**Challenge**
Working from the top of the listing below, retype each line through the line containing "import React from 'react';", both included, with no pictures.

**Data in this exercise**
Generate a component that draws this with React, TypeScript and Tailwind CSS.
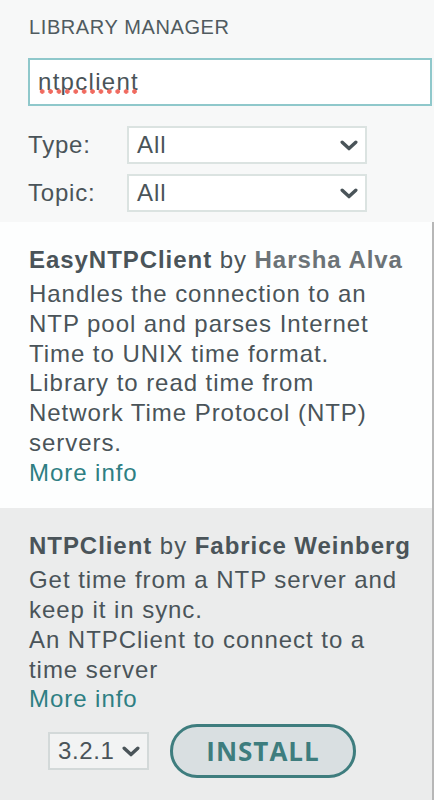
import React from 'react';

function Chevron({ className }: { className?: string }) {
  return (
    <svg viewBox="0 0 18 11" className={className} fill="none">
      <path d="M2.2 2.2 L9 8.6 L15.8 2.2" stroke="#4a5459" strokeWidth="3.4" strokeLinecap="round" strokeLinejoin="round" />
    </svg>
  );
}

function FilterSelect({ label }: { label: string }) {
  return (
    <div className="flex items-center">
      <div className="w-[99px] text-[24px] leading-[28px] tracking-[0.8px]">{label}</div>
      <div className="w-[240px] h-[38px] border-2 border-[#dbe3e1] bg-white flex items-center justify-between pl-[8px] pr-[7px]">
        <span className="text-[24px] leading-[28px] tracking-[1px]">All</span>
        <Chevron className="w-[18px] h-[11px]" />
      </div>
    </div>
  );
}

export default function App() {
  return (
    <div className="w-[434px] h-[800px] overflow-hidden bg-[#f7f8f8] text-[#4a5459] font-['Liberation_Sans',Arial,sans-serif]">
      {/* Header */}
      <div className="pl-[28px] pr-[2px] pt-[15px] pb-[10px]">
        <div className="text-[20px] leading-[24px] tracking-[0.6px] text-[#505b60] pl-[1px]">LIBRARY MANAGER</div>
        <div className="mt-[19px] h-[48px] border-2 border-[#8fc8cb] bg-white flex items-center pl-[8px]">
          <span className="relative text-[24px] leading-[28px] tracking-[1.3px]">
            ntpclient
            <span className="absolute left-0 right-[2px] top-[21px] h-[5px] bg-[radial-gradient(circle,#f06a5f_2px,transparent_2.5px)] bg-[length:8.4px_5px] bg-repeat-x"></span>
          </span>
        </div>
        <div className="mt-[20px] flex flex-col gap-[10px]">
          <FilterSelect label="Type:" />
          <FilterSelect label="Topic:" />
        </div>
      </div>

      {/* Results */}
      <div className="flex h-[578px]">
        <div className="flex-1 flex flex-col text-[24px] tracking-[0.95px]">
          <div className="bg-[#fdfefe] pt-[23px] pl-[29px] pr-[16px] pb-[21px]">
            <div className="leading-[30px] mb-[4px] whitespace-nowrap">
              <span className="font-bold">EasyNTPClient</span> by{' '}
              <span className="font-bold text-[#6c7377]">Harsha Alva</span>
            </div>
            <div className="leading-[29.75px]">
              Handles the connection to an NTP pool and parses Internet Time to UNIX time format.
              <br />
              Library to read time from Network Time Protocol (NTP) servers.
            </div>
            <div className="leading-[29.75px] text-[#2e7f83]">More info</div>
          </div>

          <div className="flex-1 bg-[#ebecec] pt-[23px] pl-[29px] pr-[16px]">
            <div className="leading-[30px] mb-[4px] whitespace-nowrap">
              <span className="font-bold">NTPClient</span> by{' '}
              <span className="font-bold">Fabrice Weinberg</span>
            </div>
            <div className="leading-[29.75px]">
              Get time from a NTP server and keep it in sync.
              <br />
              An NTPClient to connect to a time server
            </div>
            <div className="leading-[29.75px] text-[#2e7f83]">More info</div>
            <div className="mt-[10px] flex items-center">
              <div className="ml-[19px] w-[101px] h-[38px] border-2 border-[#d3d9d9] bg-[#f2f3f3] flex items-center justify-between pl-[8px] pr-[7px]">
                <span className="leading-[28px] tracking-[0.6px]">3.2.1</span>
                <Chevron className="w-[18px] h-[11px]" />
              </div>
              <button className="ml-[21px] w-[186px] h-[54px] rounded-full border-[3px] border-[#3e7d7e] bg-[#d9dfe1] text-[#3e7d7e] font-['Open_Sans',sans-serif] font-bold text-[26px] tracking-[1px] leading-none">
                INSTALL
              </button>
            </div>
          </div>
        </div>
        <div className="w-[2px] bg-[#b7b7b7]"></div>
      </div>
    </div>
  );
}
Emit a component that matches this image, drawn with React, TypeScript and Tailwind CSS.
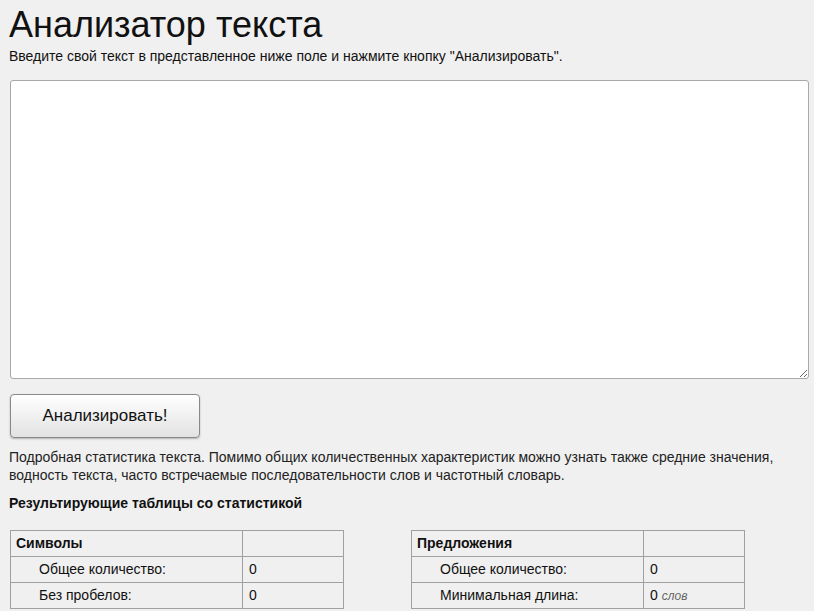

**Exercise answer**
Generate a component that draws this with React, TypeScript and Tailwind CSS.
import React from 'react';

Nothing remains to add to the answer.